Meat is still murder! Dairy is still rape! A positive step to ending murder is better than your step backwards!
I’ve given up on a few identities while still doing the things that define them. It’s a good move.
BTW, eating eggs is infanticide. Yummy infanticide.
A lot of people that travel overseas come home not being vegan anymore. Good to know you’re part of the crowd.
“In many ways my criticism of veganism is similar to the reasons why I rarely socialize with anarchists.”
You almost solely socialize with anarchists. Your social circle over the years has been composed of people that have been engaged in anarchist projects and to the extent that they are involved in anarchist projects is to the extent that you socialize with them. This statement is a pretty clear indication of your personal myopia, you can’t see the world around you clearly enough to realize your place in it.
Otherwise this essay is primarily a long winded excuse to eat some cheese.

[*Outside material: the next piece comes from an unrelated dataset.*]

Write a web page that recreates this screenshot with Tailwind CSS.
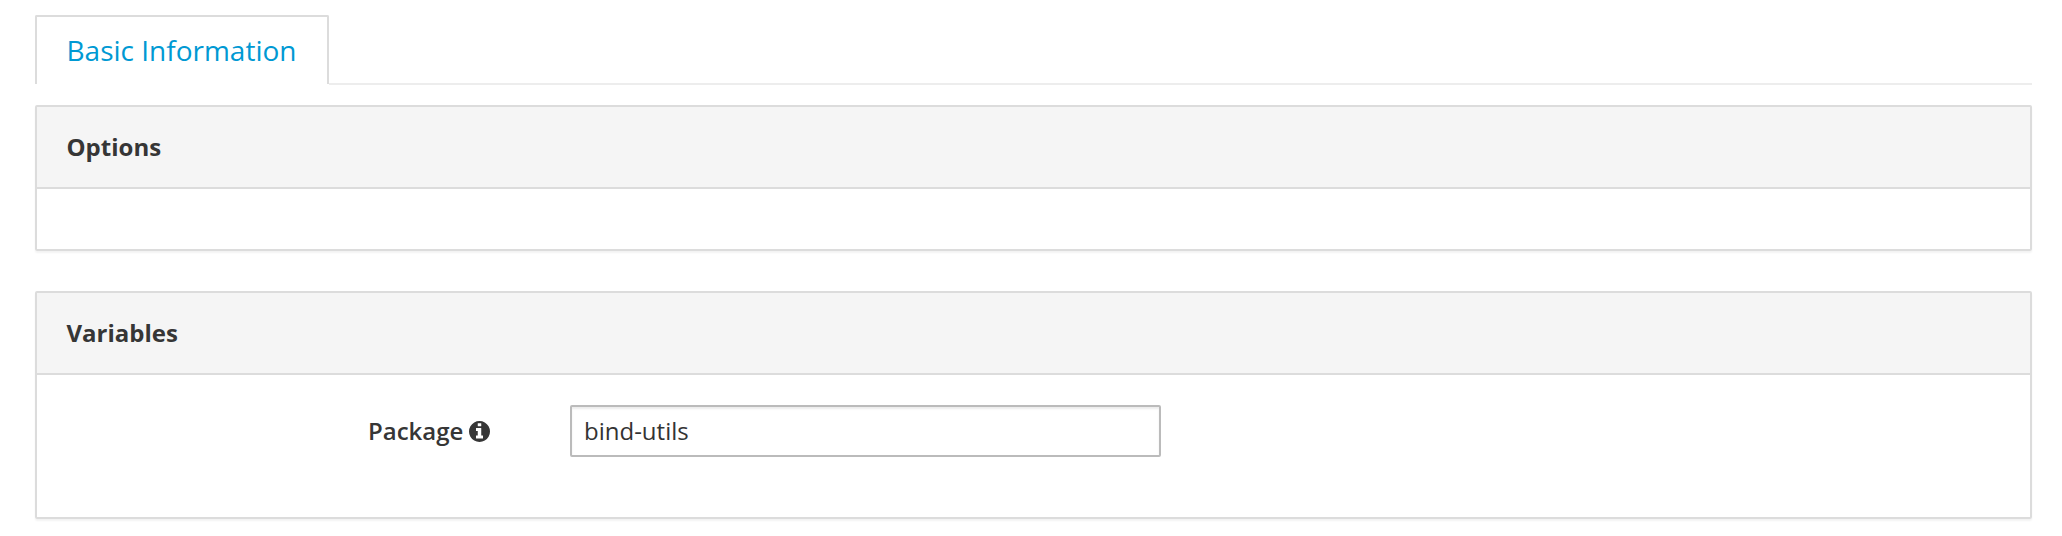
<!DOCTYPE html>
<html lang="en">
<head>
<meta charset="utf-8">
<title>Basic Information</title>
<script src="https://cdn.jsdelivr.net/npm/@tailwindcss/browser@4"></script>
</head>
<body class="bg-white font-['Open_Sans',sans-serif] text-[#363636]">
<main class="flex h-[536px] w-[2062px] flex-col pt-[15px] pr-[30px] pl-[35px]">
  <nav class="flex h-[70px] items-end">
    <a class="h-[69px] w-[294px] self-start rounded-t-[2px] border-2 border-b-0 border-[#dcdcdc] pl-[29.5px] text-[28px] leading-[66px] whitespace-nowrap text-[#0099d3]">Basic Information</a>
    <span class="h-[2px] flex-1 bg-[#ededed]"></span>
  </nav>
  <section class="mt-5 h-[146px] rounded-[2px] border-2 border-[#dcdcdc] shadow-[0_2px_2px_rgba(0,0,0,0.05)]">
    <h2 class="h-[82px] border-b-2 border-[#dcdcdc] bg-[#f5f5f5] pl-[29.5px] text-2xl leading-[80px] font-bold">Options</h2>
  </section>
  <section class="mt-10 h-[228px] rounded-[2px] border-2 border-[#dcdcdc] shadow-[0_2px_2px_rgba(0,0,0,0.05)]">
    <h2 class="h-[82px] border-b-2 border-[#dcdcdc] bg-[#f5f5f5] pl-[29.5px] text-2xl leading-[80px] font-bold">Variables</h2>
    <div class="flex items-center pt-[30px]">
      <label for="package" class="flex w-[533px] items-center pl-[331px] text-2xl leading-[52px] font-semibold">Package
        <svg class="ml-[6px] size-[21px]" viewBox="128 128 1536 1536" fill="#363636"><path d="M1152 1376v-160q0-14-9-23t-23-9h-96v-512q0-14-9-23t-23-9H672q-14 0-23 9t-9 23v160q0 14 9 23t23 9h96v320h-96q-14 0-23 9t-9 23v160q0 14 9 23t23 9h448q14 0 23-9t9-23zm-128-896V320q0-14-9-23t-23-9H800q-14 0-23 9t-9 23v160q0 14 9 23t23 9h192q14 0 23-9t9-23zm640 416q0 209-103 385.500T1281.500 1561 896 1664t-385.500-103T231 1281.500 128 896t103-385.500T510.500 231 896 128t385.500 103T1561 510.500 1664 896z"/></svg>
      </label>
      <input id="package" type="text" value="bind-utils" class="h-[52px] w-[591px] rounded-[2px] border-2 border-[#bbb] px-3 pb-[2px] text-2xl text-[#333] shadow-[inset_0_2px_2px_rgba(0,0,0,0.075)] outline-none">
    </div>
  </section>
</main>
</body>
</html>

ALF: Thanks for your input. You make a strong case.
matt: I agree that I am using a specific definition of anarchist here that is worth unpacking. The anarchist-for-the-scene (aka dilettante) is the kind of anarchist that I rarely socialize with. This is counter-posed (at least in my mind) with the anarchist-that-does-projects. Those people, and those projects, continue to interest me. Thanks for providing me with the opportunity to clarify my thought on this point.
ALF, Your comments could succinctly sum up the entirety of this blog post as well as 99 % of Aragorn’s other blatherings in the first 5 words preceeding the comma in your post. Go back to Europe! The milk is better there! The long windedness of this warm breeze has gone on for a lengthy stretch now.
This year I passed my 20-year-anniversary of being vegan. I became vegan after speaking with a guy named Aragorn at a party in San Diego somewhere around 1993. I was just thinking “I wish I could thank that guy,” and Google found this website. Maybe you’re him? I am thankful every day for the reduction of harm I do to this planet and its creatures, and I credit you for kicking that off. Thanks.